O caminho da ação de alimentos até sua execução é longo. Exige petição inicial, audiência, provas, fixação de valores e, em muitos casos, execução judicial diante do inadimplemento. Não raro, as mães se deparam com a morosidade do sistema, com decisões que minimizam suas urgências e com interlocutores que ainda reproduzem a lógica da conciliação a qualquer custo. No entanto, esse percurso ainda é, para muitas, o único disponível.
Há também núcleos de mediação e conciliação — uma via possível, desde que o diálogo não esteja contaminado por ameaças, chantagens ou relações assimétricas de poder. Quando a relação é marcada pelo medo, como no caso de Lucimar, o Judiciário precisa oferecer o que o diálogo não pode: proteção e firmeza.

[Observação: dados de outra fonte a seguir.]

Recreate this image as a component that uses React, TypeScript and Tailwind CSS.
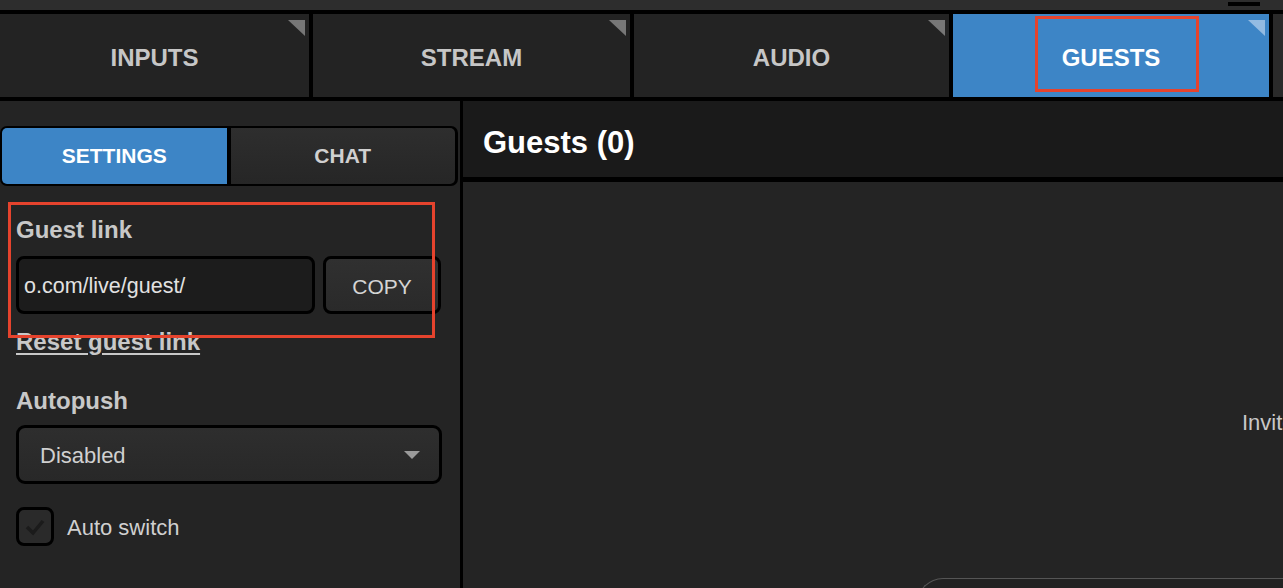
import React from 'react'

const font = { fontFamily: '"Liberation Sans", Arial, Helvetica, sans-serif' }

function Corner({ active }: { active?: boolean }) {
  return (
    <svg className="absolute right-[4px] top-[6px]" width="17" height="16" viewBox="0 0 17 16">
      <polygon points="0,0 17,0 17,16" fill={active ? '#93bbe2' : '#777777'} />
    </svg>
  )
}

function Tab({ label, w, active }: { label: string; w: string; active?: boolean }) {
  return (
    <div
      className={`relative flex shrink-0 items-center justify-center pt-[4px] text-[24px] font-bold ${w} ${
        active ? 'bg-[#3d85c6] text-white' : 'bg-[#232323] text-[#c6c6c6]'
      }`}
    >
      {label}
      <Corner active={active} />
    </div>
  )
}

export default function App() {
  return (
    <div className="relative flex h-[588px] w-full flex-col overflow-hidden bg-black" style={font}>
      {/* top strip */}
      <div className="flex h-[10px] shrink-0 justify-end bg-[#2d2d2d] pr-[23px] pt-[2px]">
        <div className="h-[4px] w-[32px] bg-black" />
      </div>

      {/* main tabs */}
      <div className="mt-[4px] flex h-[83px] shrink-0 gap-[4px]">
        <Tab label="INPUTS" w="w-[309px]" />
        <Tab label="STREAM" w="w-[317px]" />
        <Tab label="AUDIO" w="w-[315px]" />
        <Tab label="GUESTS" w="w-[316px]" active />
        <div className="flex-1 bg-[#2a2a2a]" />
      </div>

      <div className="mt-[4px] flex min-h-0 flex-1 gap-[3px]">
        {/* sidebar */}
        <div className="flex w-[460px] shrink-0 flex-col bg-[#242424] pt-[25px]">
          <div className="flex h-[60px] w-[458px] gap-[4px] rounded-[7px] bg-black p-[2px] pr-[3px]">
            <div className="flex flex-1 items-center justify-center rounded-l-[5px] bg-[#3d85c6] text-[21px] font-bold text-white">
              SETTINGS
            </div>
            <div className="flex flex-1 items-center justify-center rounded-r-[5px] bg-gradient-to-b from-[#2e2e2e] to-[#262626] text-[21px] font-bold text-[#d0d0d0]">
              CHAT
            </div>
          </div>

          <div className="px-[16px]">
            <div className="mt-[32px] text-[24px] font-bold leading-[24px] text-[#c8c8c8]">Guest link</div>

            <div className="mt-[14px] flex h-[58px] gap-[8px]">
              <div className="flex w-[299px] items-center overflow-hidden rounded-[8px] border-[3px] border-black bg-[#1c1c1c] pl-[5px] pt-[3px] text-[21.5px] text-[#e2e2e2]">
                <span className="whitespace-nowrap">o.com/live/guest/</span>
              </div>
              <div className="flex w-[118px] items-center justify-center rounded-[8px] border-[3px] border-black bg-gradient-to-b from-[#303030] to-[#2a2a2a] pt-[3px] text-[21px] text-[#d4d4d4]">
                COPY
              </div>
            </div>

            <div className="mt-[16px] text-[24px] font-bold leading-[24px] text-[#c8c8c8] underline decoration-[2px] underline-offset-[3px]">
              Reset guest link
            </div>

            <div className="mt-[35px] text-[24px] font-bold leading-[24px] text-[#c8c8c8]">Autopush</div>

            <div className="mt-[12px] flex h-[59px] w-[426px] items-center justify-between rounded-[9px] border-[3px] border-black bg-gradient-to-b from-[#2e2e2e] to-[#282828] pl-[21px] pr-[19px] pt-[2px] text-[22px] text-[#d0d0d0]">
              <span>Disabled</span>
              <svg width="16" height="9" viewBox="0 0 16 9">
                <polygon points="0,0 16,0 8,8" fill="#9a9a9a" />
              </svg>
            </div>

            <div className="mt-[23px] flex items-center gap-[13px]">
              <div className="flex h-[39px] w-[38px] items-center justify-center rounded-[8px] border-[3px] border-black bg-[#2a2a2a]">
                <svg width="22" height="18" viewBox="0 0 22 18">
                  <polyline points="3,9 9,15 19,3" fill="none" stroke="#1b1b1b" strokeWidth="3.5" />
                </svg>
              </div>
              <span className="pt-[2px] text-[22px] text-[#d0d0d0]">Auto switch</span>
            </div>
          </div>
        </div>

        {/* right panel */}
        <div className="flex min-w-0 flex-1 flex-col gap-[5px]">
          <div className="flex h-[76px] shrink-0 items-center bg-[#1a1a1a] pl-[20px] pt-[8px] text-[31px] font-bold text-white">
            Guests (0)
          </div>
          <div className="flex flex-1 flex-col overflow-hidden bg-[#242424]">
            <div className="mt-[230px] whitespace-nowrap pl-[779px] text-[22px] leading-[22px] text-[#c8c8c8]">
              Invite guests to join your stream
            </div>
            <div className="ml-[454px] mt-[144px] h-[40px] w-[600px] shrink-0 rounded-tl-[26px] border-l border-t border-[#555555] bg-[#222222]" />
          </div>
        </div>
      </div>

      {/* annotation boxes */}
      <div className="absolute left-[1035px] top-[16px] h-[76px] w-[164px] border-[3px] border-[#e5432d]" />
      <div className="absolute left-[8px] top-[202px] h-[136px] w-[427px] border-[3px] border-[#e5432d]" />
    </div>
  )
}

Por isso, é urgente que mulheres conheçam seus direitos e saibam que buscar a justiça não é um ato de egoísmo, mas de proteção e cuidado com os filhos. E que a justiça, por sua vez, precisa reconhecer o lugar dessas mulheres com a devida sensibilidade. Isso exige formação, comprometimento e transformação estrutural. Não basta que os protocolos existam; é preciso que sejam aplicados.
Lucimar é muitas. Está em Maceió, no Sertão, nas filas da Defensoria, nos corredores do Fórum, nas salas de conciliação. E enquanto houver Lucimares, é nosso dever construir um sistema que escute, proteja e respeite.
Referências
BOURDIEU, Pierre. A dominação masculina. 2. ed. Rio de Janeiro: Bertrand Brasil, 2001.
BRASIL. Superior Tribunal de Justiça. Recurso Especial 1.733.560/SP. Rel. Min. Marco Aurélio Bellizze, 2022.
CONSELHO NACIONAL DE JUSTIÇA. Protocolo para Julgamento com Perspectiva de Gênero. Brasília: CNJ, 2022. Disponível em: https://www.cnj.jus.br. Acesso em: 20 mai. 2025.
FEDERICI, Silvia. O ponto zero da revolução: trabalho doméstico, reprodução e lutas feministas. São Paulo: Elefante, 2019.